Still, they aren’t sure how different Obama would be if he’d never set foot on campus. “It’s hard to know how a place changes a person,” says Stone. Baird says Obama is “the person he always was.” Libertarian Richard Epstein put it bluntly to the New York Times: “I don’t think anything that went on in these chambers affected him.”

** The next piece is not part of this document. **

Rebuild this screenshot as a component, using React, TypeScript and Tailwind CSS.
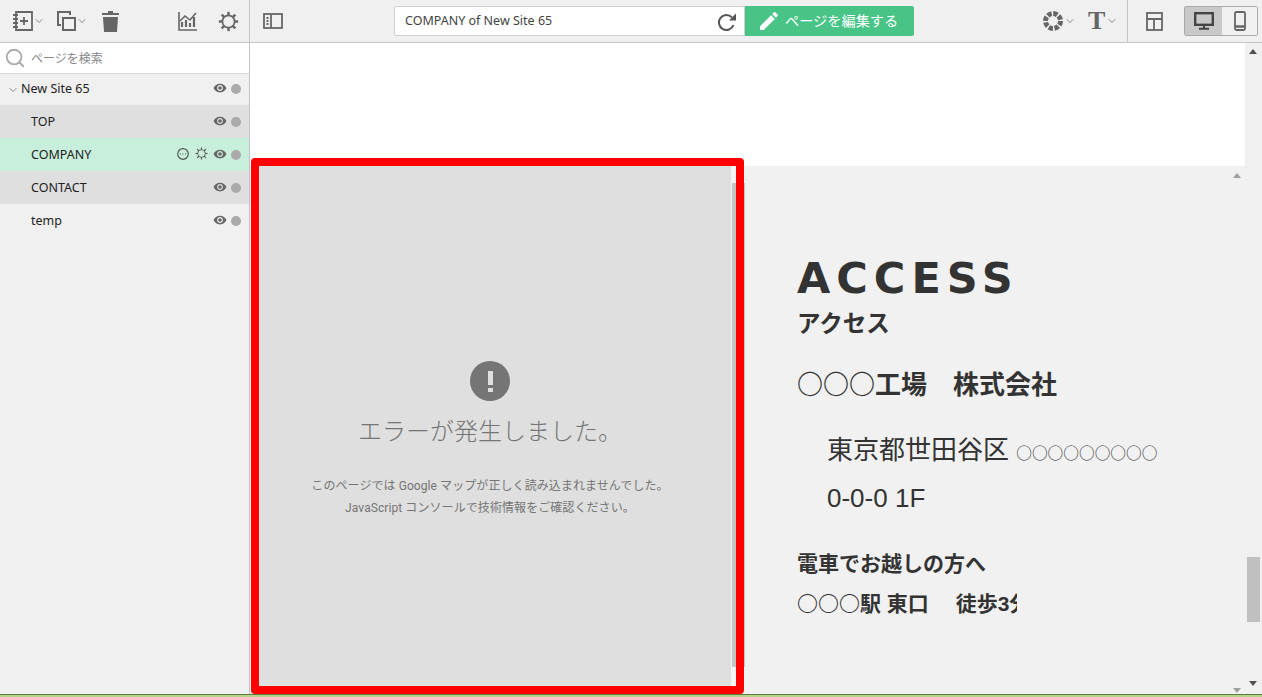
import { ChevronDown, Search } from 'lucide-react';
import { MdCreate, MdVisibility } from 'react-icons/md';

const uiFont = "font-['Noto_Sans','Noto_Sans_CJK_JP',sans-serif]";
const cjkFont = "font-['Liberation_Sans','Noto_Sans_CJK_JP',sans-serif]";
const circleFont = "font-['Noto_Sans_CJK_JP',sans-serif]";

const pages = [
  { name: 'TOP', bg: 'bg-[#dfdfdf]' },
  { name: 'COMPANY', bg: 'bg-[#c8efdc]', active: true },
  { name: 'CONTACT', bg: 'bg-[#dfdfdf]' },
  { name: 'temp', bg: 'bg-[#f0f0f0]' },
];

function Gear({ size, width = 2 }: { size: number; width?: number }) {
  const teeth = [0, 45, 90, 135, 180, 225, 270, 315];
  return (
    <svg width={size} height={size} viewBox="0 0 24 24" fill="none" stroke="currentColor">
      <circle cx="12" cy="12" r="7" strokeWidth={width} />
      {teeth.map((a) => (
        <line key={a} x1="12" y1="1" x2="12" y2="5" strokeWidth={width + 0.8} transform={`rotate(${a} 12 12)`} />
      ))}
    </svg>
  );
}

function Chevron({ className = '' }: { className?: string }) {
  return <ChevronDown size={12} strokeWidth={1.5} className={`text-[#666] ${className}`} />;
}

function RowStatus() {
  return (
    <>
      <MdVisibility size={14} className="-translate-y-px text-[#666]" />
      <span className="ml-[4px] h-[10px] w-[10px] rounded-full bg-[#aaaaaa]" />
    </>
  );
}

function Toolbar() {
  return (
    <div className="flex h-[43px] shrink-0 items-center border-b border-[#c4c4c4] bg-[#f0f0f0] text-[#666]">
      <div className="flex h-full w-[250px] shrink-0 items-center border-r border-[#c4c4c4]">
        <svg className="ml-[13px]" width="20" height="20" viewBox="0 0 20 20" fill="none" stroke="currentColor" strokeWidth="1.8">
          <path d="M3 1h16v18H3z" />
          <path d="M0 4h5M0 8h5M0 12h5M0 16h5M7 10h8M11 6v8" />
        </svg>
        <Chevron />
        <svg className="ml-[12px]" width="19" height="20" viewBox="0 0 19 20" fill="none" stroke="currentColor" strokeWidth="2">
          <path d="M4 14H1V1h12v3" />
          <path d="M6 7h12v12H6z" />
        </svg>
        <Chevron />
        <svg className="ml-[14px]" width="17" height="21" viewBox="0 0 17 21" fill="currentColor">
          <path d="M6 0h5v2h6v2H0V2h6z" />
          <path d="M1 6h15l-1 15H2z" />
        </svg>
        <svg className="ml-[59px]" width="20" height="20" viewBox="0 0 20 20" fill="none" stroke="currentColor" strokeWidth="1.6">
          <path d="M1 1v18h18" />
          <path d="M4 16v-5M8 16V9M12 16v-4M16 16V6" strokeWidth="2.2" />
          <path d="M2 10l5-5 5 4 6-7" />
        </svg>
        <span className="ml-[20px]">
          <Gear size={21} />
        </span>
      </div>
      <svg className="ml-[13px]" width="20" height="16" viewBox="0 0 20 16" fill="none" stroke="currentColor" strokeWidth="1.8">
        <rect x="1" y="1" width="18" height="14" />
        <path d="M8 1v14M3.5 5h2M3.5 8h2M3.5 11h2" />
      </svg>
      <div className="ml-[111px] flex h-[30px] w-[351px] items-center justify-between rounded-l-[2px] border border-[#d0d0d0] bg-white pl-[10px] pr-[7px]">
        <span className={`mt-[1px] ${uiFont} text-[12.5px] text-[#444]`}>COMPANY of New Site 65</span>
        <svg className="mt-[2px]" width="20" height="20" viewBox="0 0 20 20" fill="none" stroke="#555" strokeWidth="2">
          <path d="M16.5 13a7.5 7.5 0 1 1-1.6-7.6" />
          <path d="M19 1.500v7h-7z" fill="#555" stroke="none" />
        </svg>
      </div>
      <div className={`flex h-[30px] w-[169px] items-center rounded-r-[2px] bg-[#47c486] pl-[12px] text-white ${uiFont}`}>
        <MdCreate size={24} />
        <span className="ml-[4px] text-[14.2px]">ページを編集する</span>
      </div>
      <svg className="ml-[128px]" width="22" height="22" viewBox="0 0 22 22" fill="none" stroke="currentColor">
        <circle cx="11" cy="11" r="7.500" strokeWidth="5" strokeDasharray="4.300 1.590" />
      </svg>
      <Chevron />
      <span className="ml-[12px] font-['Liberation_Serif',serif] text-[26px] leading-none font-bold">T</span>
      <Chevron className="ml-[1px]" />
      <span className="ml-[9px] h-full w-px bg-[#c4c4c4]" />
      <svg className="ml-[18px]" width="17" height="19" viewBox="0 0 17 19" fill="none" stroke="currentColor" strokeWidth="1.8">
        <rect x="1" y="1" width="15" height="17" />
        <path d="M1 7h15M8 7v11" />
      </svg>
      <div className="ml-[21px] flex h-[30px] w-[74px] overflow-hidden rounded-[2px] border border-[#aaa]">
        <div className="flex w-[37px] items-center justify-center bg-[#c8c8c8] text-[#444]">
          <svg width="20" height="18" viewBox="0 0 20 18" fill="none" stroke="currentColor" strokeWidth="2.4">
            <rect x="1.200" y="1.200" width="17.600" height="11.600" />
            <path d="M10 13v3M5 16.800h10" strokeWidth="2" />
          </svg>
        </div>
        <div className="flex flex-1 items-center justify-center bg-[#f0f0f0]">
          <svg width="12" height="20" viewBox="0 0 12 20" fill="none" stroke="currentColor" strokeWidth="1.8">
            <rect x="1" y="1" width="10" height="18" rx="1.500" />
            <path d="M1 15.500h10" strokeWidth="2.500" />
          </svg>
        </div>
      </div>
    </div>
  );
}

function Sidebar() {
  return (
    <div className={`flex w-[250px] shrink-0 flex-col border-r border-[#c4c4c4] bg-[#f0f0f0] text-[12.5px] text-[#222] ${uiFont}`}>
      <div className="flex h-[31px] shrink-0 items-center border-b border-[#d8d8d8] bg-white pl-[4px]">
        <Search size={22} strokeWidth={2} className="text-[#aaa]" />
        <span className="mt-[2px] ml-[5px] text-[12px] text-[#888]">ページを検索</span>
      </div>
      <div className="flex h-[31px] shrink-0 items-center pl-[7px] pr-[8px]">
        <ChevronDown size={12} strokeWidth={1.5} className="text-[#666]" />
        <span className="ml-[2px] flex-1">New Site 65</span>
        <span className="flex -translate-y-px items-center">
          <RowStatus />
        </span>
      </div>
      {pages.map((p) => (
        <div key={p.name} className={`flex h-[33px] shrink-0 items-center pl-[31px] pr-[8px] pt-[2px] ${p.bg}`}>
          <span className="flex-1">{p.name}</span>
          <span className="flex -translate-y-px items-center text-[#555]">
            {p.active && (
              <>
                <svg width="12" height="12" viewBox="0 0 12 12" fill="none" stroke="currentColor" strokeWidth="1.200" className="mr-[6px] -translate-y-px">
                  <circle cx="6" cy="6" r="5.300" />
                  <path d="M3 6h1M5.500 6h1M8 6h1" />
                </svg>
                <span className="mr-[5px] -translate-y-px">
                  <Gear size={13} width={1.500} />
                </span>
              </>
            )}
            <RowStatus />
          </span>
        </div>
      ))}
    </div>
  );
}

function MapError() {
  return (
    <div className="flex w-[480px] shrink-0 flex-col items-center bg-[#dfdfdf] pr-[2px] pt-[195px] text-[#757575]">
      <div className="flex h-[40px] w-[40px] flex-col items-center justify-center rounded-full bg-[#757575]">
        <span className="h-[14px] w-[5px] bg-[#dfdfdf]" />
        <span className="mt-[3px] h-[4px] w-[5px] bg-[#dfdfdf]" />
      </div>
      <p className="mt-[15px] font-['Roboto','Noto_Sans_CJK_JP',sans-serif] text-[24px] leading-[32px] font-light">
        エラーが発生しました。
      </p>
      <p className="mt-[27px] text-center font-['Roboto','Noto_Sans_CJK_JP',sans-serif] text-[12px] leading-[22px] tracking-[0.08px]">
        このページでは Google マップが正しく読み込まれませんでした。
        <br />
        JavaScript コンソールで技術情報をご確認ください。
      </p>
    </div>
  );
}

function Access() {
  return (
    <div className={`flex-1 bg-[#f1f1f1] pl-[52px] pt-[82px] text-[#333] ${cjkFont}`}>
      <h1 className="font-['DejaVu_Sans',sans-serif] text-[43px] leading-[60px] font-bold tracking-[6px]">ACCESS</h1>
      <h2 className="mt-[1px] text-[23.5px] leading-[30px] font-bold">アクセス</h2>
      <p className="mt-[24px] h-[40px] text-[26px] leading-[40px] font-bold">
        <span className={circleFont}>○○○</span>工場　株式会社
      </p>
      <div className="mt-[22px] pl-[30px] text-[26px] leading-[50px]">
        <p className="h-[48px]">
          東京都世田谷区 <span className={`${circleFont} text-[15.7px] leading-none`}>○○○○○○○○○</span>
        </p>
        <p className="h-[50px]">0-0-0 1F</p>
      </div>
      <p className="mt-[21px] text-[21px] leading-[39px] font-bold">電車でお越しの方へ</p>
      <p className="h-[39px] w-[220px] overflow-hidden whitespace-nowrap text-[21px] leading-[39px] font-bold">
        <span className={circleFont}>○○○</span>駅 東口　 徒歩3分
      </p>
    </div>
  );
}

export default function App() {
  return (
    <div className="flex h-[697px] w-[1262px] flex-col overflow-hidden bg-[#f0f0f0]">
      <Toolbar />
      <div className="flex min-h-0 flex-1">
        <Sidebar />
        <div className="relative flex min-w-0 flex-1 flex-col">
          <div className="h-[123px] w-[995px] shrink-0 bg-white" />
          <div className="flex min-h-0 w-[995px] flex-1 pl-[1px]">
            <MapError />
            <div className="w-[14px] shrink-0 bg-[#f4f4f4] pt-[17px]">
              <div className="ml-[1px] h-[484px] w-[13px] bg-[#c4c4c4]" />
            </div>
            <Access />
            <div className="flex w-[14px] shrink-0 flex-col items-center justify-between bg-[#f1f1f1] pt-[7px] pr-[3px] pb-[1px] text-[#a0a0a0]">
              <span className="h-0 w-0 border-x-[4px] border-b-[5px] border-x-transparent border-b-current" />
              <span className="h-0 w-0 border-x-[4px] border-t-[5px] border-x-transparent border-t-current" />
            </div>
          </div>
          {/* outer scrollbar */}
          <div className="absolute top-0 right-0 bottom-0 w-[17px] bg-[#f0f0f0] text-[#505050]">
            <span className="absolute top-[6px] left-[4px] h-0 w-0 border-x-[4px] border-b-[5px] border-x-transparent border-b-current" />
            <div className="absolute top-[514px] left-[2px] h-[65px] w-[13px] bg-[#c0c0c0]" />
            <span className="absolute bottom-[8px] left-[4px] h-0 w-0 border-x-[4px] border-t-[5px] border-x-transparent border-t-current" />
          </div>
          {/* red highlight around the map */}
          <div className="pointer-events-none absolute top-[115px] left-[1px] h-[536px] w-[493px] rounded-[4px] border-[8px] border-[#ff0000]" />
        </div>
      </div>
      <div className="h-[3px] shrink-0 border-t border-[#5d7a45] bg-[#b5d488]" />
    </div>
  );
}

Many of Obama’s economic ideas, however, can be traced to Chicago. Cass Sunstein, who’s starting a new job at Harvard University this fall (he’ll maintain a visiting position at Chicago), makes the case: “Though he’s not a dogmatic follower of Milton Friedman, Obama is someone who is fully appreciative of the virtues of markets and how regulation can be counterproductive.” Sunstein points to specific proposals that originated with Chicago thinkers, including resonances from Nudge, the 2008 book on “libertarian paternalism” that Sunstein coauthored with GSB economist Richard Thaler. On health care: “It’s noteworthy,” Sunstein says, “that his approach is not a mandate; he didn’t want to coerce any adult to buy health insurance.” On the housing mortgage crisis: “His policies are oriented toward transparency and disclosure—measures that are market-improving rather than market-eliminating.” Climate change: “His solution is a market system that allows trading in greenhouse-gas emissions rights, and an auction to buy those rights.”

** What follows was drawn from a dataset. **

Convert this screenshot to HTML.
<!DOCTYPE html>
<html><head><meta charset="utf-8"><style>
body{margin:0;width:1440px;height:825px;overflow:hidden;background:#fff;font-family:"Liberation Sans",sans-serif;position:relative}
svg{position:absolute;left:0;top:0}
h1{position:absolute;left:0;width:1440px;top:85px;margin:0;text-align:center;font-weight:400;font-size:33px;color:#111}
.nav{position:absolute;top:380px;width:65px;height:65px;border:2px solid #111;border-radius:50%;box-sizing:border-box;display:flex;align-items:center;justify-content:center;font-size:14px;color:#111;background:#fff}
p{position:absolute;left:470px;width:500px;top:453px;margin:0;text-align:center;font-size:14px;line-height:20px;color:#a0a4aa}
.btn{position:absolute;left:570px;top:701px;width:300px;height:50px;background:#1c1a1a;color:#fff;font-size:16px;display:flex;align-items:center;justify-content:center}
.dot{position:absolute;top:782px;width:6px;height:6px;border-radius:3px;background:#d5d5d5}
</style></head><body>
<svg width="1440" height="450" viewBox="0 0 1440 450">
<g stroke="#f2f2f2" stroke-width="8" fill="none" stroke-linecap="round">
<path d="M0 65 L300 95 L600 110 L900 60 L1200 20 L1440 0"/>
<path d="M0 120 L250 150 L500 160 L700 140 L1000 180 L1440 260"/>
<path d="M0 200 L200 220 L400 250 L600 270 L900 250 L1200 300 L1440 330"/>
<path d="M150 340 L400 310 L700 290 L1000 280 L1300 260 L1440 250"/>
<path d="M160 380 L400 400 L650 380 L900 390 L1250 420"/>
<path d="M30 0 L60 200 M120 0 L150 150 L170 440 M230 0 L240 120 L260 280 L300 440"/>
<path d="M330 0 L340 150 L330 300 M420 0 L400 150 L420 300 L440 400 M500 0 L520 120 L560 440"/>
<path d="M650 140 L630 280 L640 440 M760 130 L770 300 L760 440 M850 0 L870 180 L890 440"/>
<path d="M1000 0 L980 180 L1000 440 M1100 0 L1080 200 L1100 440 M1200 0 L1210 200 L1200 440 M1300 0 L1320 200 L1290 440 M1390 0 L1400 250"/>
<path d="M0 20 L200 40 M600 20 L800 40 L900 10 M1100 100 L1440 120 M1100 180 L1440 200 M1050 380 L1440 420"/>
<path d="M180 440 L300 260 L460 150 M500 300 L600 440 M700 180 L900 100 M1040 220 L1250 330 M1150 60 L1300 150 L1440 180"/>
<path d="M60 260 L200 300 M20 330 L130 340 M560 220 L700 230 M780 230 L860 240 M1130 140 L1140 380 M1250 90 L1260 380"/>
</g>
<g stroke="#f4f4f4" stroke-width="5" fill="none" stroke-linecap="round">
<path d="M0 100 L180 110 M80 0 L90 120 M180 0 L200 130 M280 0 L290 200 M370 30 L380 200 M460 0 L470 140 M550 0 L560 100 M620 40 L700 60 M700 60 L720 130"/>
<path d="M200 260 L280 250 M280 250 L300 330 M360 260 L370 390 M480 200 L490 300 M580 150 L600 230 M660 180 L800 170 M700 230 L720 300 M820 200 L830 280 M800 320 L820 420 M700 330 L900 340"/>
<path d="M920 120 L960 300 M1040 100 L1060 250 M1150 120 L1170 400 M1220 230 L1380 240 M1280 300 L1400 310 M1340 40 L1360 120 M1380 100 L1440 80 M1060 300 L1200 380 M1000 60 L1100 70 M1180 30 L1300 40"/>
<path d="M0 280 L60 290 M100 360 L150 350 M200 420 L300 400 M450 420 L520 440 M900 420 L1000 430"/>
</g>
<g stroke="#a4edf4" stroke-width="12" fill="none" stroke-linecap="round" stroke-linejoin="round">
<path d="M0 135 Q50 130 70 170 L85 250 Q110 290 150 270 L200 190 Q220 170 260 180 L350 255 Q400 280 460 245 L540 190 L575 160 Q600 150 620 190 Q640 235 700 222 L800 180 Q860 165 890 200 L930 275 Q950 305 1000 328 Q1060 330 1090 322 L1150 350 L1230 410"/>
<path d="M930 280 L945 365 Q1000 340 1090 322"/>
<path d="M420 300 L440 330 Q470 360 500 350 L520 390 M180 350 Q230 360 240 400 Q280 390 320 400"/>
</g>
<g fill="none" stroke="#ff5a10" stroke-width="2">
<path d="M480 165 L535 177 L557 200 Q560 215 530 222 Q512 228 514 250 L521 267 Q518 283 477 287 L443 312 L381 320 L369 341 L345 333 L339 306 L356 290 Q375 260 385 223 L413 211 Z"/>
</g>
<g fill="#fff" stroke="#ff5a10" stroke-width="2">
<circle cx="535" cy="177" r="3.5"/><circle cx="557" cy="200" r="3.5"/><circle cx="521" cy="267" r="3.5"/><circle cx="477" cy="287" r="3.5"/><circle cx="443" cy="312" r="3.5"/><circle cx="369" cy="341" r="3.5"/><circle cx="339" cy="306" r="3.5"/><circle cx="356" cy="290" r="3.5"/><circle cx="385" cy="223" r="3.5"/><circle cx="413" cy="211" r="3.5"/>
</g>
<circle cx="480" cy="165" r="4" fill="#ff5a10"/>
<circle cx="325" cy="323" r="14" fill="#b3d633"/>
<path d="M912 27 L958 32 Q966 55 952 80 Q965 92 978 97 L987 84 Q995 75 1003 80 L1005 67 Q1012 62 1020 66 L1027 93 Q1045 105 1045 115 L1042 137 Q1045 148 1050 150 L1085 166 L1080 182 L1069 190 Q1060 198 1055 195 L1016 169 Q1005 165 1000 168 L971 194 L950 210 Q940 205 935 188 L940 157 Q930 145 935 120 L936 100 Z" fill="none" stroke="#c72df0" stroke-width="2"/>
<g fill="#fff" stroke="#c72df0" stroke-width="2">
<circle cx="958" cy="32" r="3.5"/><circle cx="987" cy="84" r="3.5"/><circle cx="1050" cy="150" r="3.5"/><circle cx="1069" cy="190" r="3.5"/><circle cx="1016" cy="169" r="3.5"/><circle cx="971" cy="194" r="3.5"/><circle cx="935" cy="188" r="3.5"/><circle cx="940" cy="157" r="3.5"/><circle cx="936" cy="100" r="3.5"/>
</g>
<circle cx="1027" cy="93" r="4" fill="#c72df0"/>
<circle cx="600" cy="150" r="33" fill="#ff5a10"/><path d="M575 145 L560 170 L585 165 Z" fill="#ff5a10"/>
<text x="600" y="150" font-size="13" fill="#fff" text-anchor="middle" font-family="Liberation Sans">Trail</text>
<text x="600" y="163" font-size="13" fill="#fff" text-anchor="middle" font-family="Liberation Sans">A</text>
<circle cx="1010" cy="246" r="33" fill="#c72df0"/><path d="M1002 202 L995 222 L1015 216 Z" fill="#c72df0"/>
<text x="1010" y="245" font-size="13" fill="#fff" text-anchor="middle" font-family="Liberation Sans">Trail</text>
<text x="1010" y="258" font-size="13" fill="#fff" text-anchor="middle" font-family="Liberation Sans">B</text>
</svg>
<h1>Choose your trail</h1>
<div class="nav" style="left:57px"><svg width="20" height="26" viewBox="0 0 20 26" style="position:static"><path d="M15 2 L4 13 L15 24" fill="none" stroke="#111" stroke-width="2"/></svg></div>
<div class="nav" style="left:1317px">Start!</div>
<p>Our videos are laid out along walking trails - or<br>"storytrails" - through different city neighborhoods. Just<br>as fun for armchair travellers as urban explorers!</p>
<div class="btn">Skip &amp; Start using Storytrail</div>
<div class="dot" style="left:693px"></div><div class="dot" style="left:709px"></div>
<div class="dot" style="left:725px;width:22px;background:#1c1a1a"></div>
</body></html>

Many Chicago economists, however, find more merit in McCain’s economic plan. GSB professor Steven Davis has signed on as a McCain economic adviser, and he and several University colleagues—including Nobelists Gary S. Becker, AM’53, PhD’55, and Robert Lucas, AB’59, PhD’64, as well as GSB professor Steven Kaplan—joined 300 other economists in a June statement endorsing McCain’s proposals. “Higher tax rates are exactly the wrong policy to restore economic growth, especially at this time,” the statement read, arguing the Republican would “open new markets for American goods” and create jobs by, in part, avoiding “isolationism and protectionism.”

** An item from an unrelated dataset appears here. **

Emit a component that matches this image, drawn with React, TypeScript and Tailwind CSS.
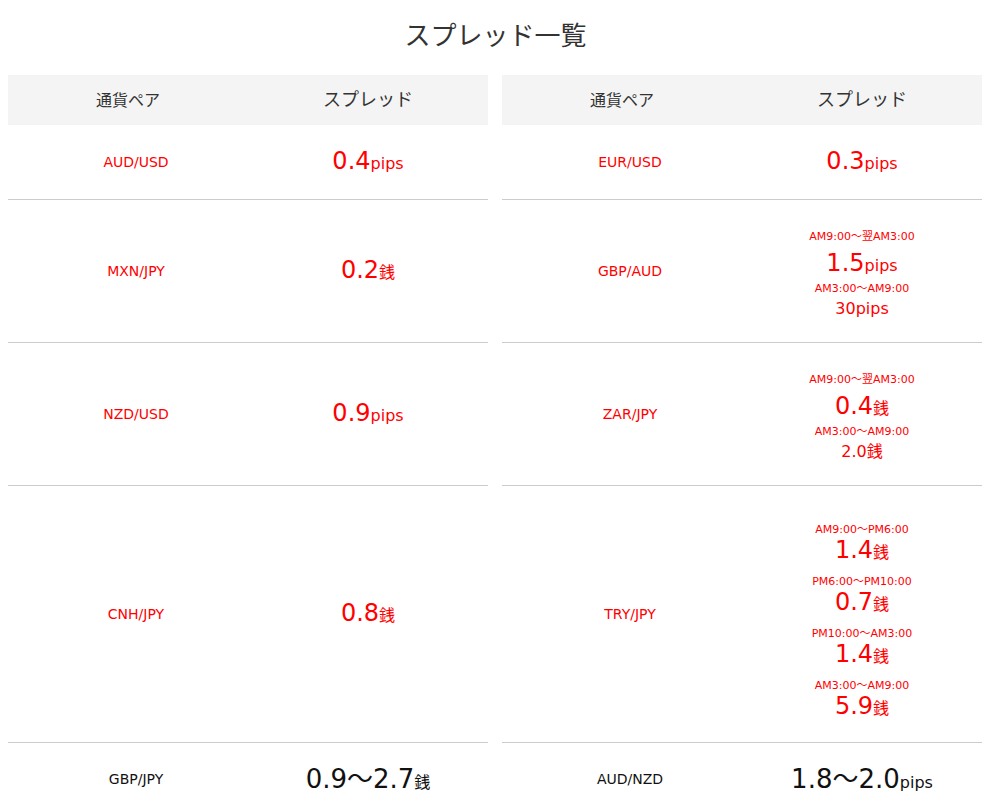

The race was whittled down to McCain versus Obama by the time Brooks gave his Alumni Weekend talk in early June, and the columnist seemed downright gleeful about a campaign between his “two favorite politicians.” Much of what he likes about Obama, he said, could be summarized in two words: “law professor.” Later, Brooks elaborated. “Around U of C people, Obama is pretty U of C. Meaning, cerebral, reasonably Socratic, always emphasizing the complicated nature of any question.” But Obama is nothing if not adaptable, and somewhere at his hard-to-define center lies a “hard-core politician,” who “never had more than one foot at the University.” More than once the Law School offered—and Obama refused—a full-time, tenure-track position. “That would be a very good offer to anybody not totally committed to a political career.”

Nevertheless, Hyde Park and the University have become part of Obama’s identity. And the candidate’s ready analysis of Reinhold Niebuhr still thrills. Alluding to another of Chris Matthews’s infamous lines about Obama, Brooks added, “For somebody who’s taken the Common Core, that, as Chris Matthews would say, sent a tingle up my leg.”


…or is he too South Side?


By Lydialyle Gibson


What caught Michael Dawson’s ear was the second half of Chris Matthews’s Hardball question: if not too U of C, Matthews wondered, is Barack Obama “too South Side of Chicago?” A University political scientist who studies racial divisions and African American political behavior, Dawson is also a native South Sider—he grew up in Hyde Park and South Shore during the 1950s and ’60s. What Matthews was really asking, Dawson says, is plain: “It’s a not-very-coded way of saying, ‘Is he too black?’” He finds the question “insulting, of course,” but also unthinking. Politically, he notes, Obama has proven more centrist than most African American voters on issues like free trade, affirmative action, gun control, and national security. What’s more, he adds, “This is a question that reflects an ignorance of the South Side,” an area covering more than a dozen neighborhoods. “The South Side is home to approximately 800,000 black people,” he says. “It has some of the poorest neighborhoods in the country and some of the most affluent in the city. Different class lines, different types of schools, different religious communities—there’s nothing homogenous about it.” To brand Obama as “South Side” is to “homogenize an extraordinarily diverse black experience in ways that are quite unconscious.”

And then there is Hawaii. Dwight Hopkins, a Divinity School theologian and a member of Obama’s former congregation at Trinity United Church of Christ (where he says he knew the senator, but not well), sees as much aloha as African Americanism in Obama. “For the first 22 years of his life, he is Hawaiian,” Hopkins says. Born on Oahu just after the 50th state was admitted to the Union, Obama had a multihued menagerie of childhood acquaintances: Hawaiian, Chinese, Japanese, Samoan, black, and white. “He grew up with the narrative of Hawaii, not the black-white paradigm of the mainland USA,” Hopkins says. On the islands, “whites are a minority population, and blacks are not seen much at all. It is only when he comes to the South Side that his blackness fills in in a profound way.” Those formative years in the Pacific, Hopkins argues, mark Obama’s adulthood sensibilities: “Hawaii means a spirit of openness, embracing, of the melting pot, of family.”